I don't like automation -- I love it. I whisper sweet nothings, come 'round with flowers, and buy milkshakes for automation. I've even stood outside the window with a boombox for automation. I will go out of my way to automate tasks that, while they are not terribly tedious, I don't want to have to remember exactly how to do them somewhere down the road, when months have gone by since the last time I had to relearn them.
Scripting such an event becomes its own documentation -- and it's way easier than grepping through command history to figure out how the hell you did it last year. Me and automation, we're solid.
But as the lines of love and hate are so very close to each other, I completely abhor bad automation. There's plenty of it to go around.
The two most common forms of automation in deep IT are scripting common tasks across multiple systems on a regular basis or, as mentioned, scripting tasks that may not be common but are tricky to navigate. The latter are kicked off as part of a manual process by an admin or are triggered by the actions of a higher-level application. Regardless, they operate at low levels and will usually even perform tasks that the requesting user does not have privileges to do manually.
As a blindingly simple example, core admins don't want to bother with common user issues such as account creation, account lockout lifts, renaming, and other tedious tasks that may not be possible through self-service portals. Thus, there are tools that allow helpdesk folks to perform these functions. A deeper example may be a developer or engineer kicking off a server process to go through a series of databases and purge all data prior to a particular date. All the dev knows is that when they run
db-purge <projectname> —before 2014-08-01, stuff happens and all is well.
The idea is that whether we're automating tedious tasks at root privilege level or giving unprivileged users the ability to help themselves, we're saving our own cycles. We are gaining time by writing these things. However, that's not always how it works out.
The problem starts when someone starts escalating the automation and piles automation on top of automation until no man may name the original tool. There are many cases when adding on to existing tools is good and laudable, but there's a slippery slope where cobbling together a variety of automation scripts in an effort to lighten the workload actually winds up achieving the opposite, and horrible things happen.
Perhaps that database archive code was meant to be used sparingly at first, at the outset of a project, and by one developer. As weeks turned to months and the project grew, that script was tied into further automation efforts by other developers who used it in their prep scripts to make sure that they were only working with recent data. Then, those prep scripts were pulled into use elsewhere, then linked by another group that was using the same data for a different project, which started adjusting some parameters. It then gets lost in the mix as the project moves ahead, and nobody notices right away.

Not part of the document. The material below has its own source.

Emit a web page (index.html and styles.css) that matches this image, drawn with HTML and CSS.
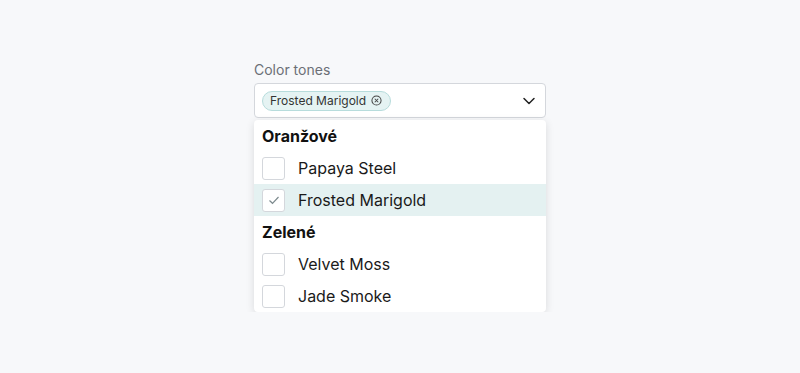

Eventually, the day comes when someone's asking why there's only a week's worth of data in the database and nobody knows how that happened. Now a full investigation is launched to figure out exactly how that happened, and who broke it. Turns out it was the new guy who thought he was merely requesting a week's worth of data, not incinerating everything before that, because he was working with a new tool that obfuscated the actual function.
If you ever start automating by calling existing, home-grown automation scripts, you might want to take a step back and consider the bigger picture. It may be that you would be better off working at a lower level to begin with, where you're less likely to build a Rube Goldberg machine of unintended consequences. If left alone in the wild, that's exactly what some systems look like -- an indecipherable series of scripts that is essentially magic -- until it all inevitably falls apart.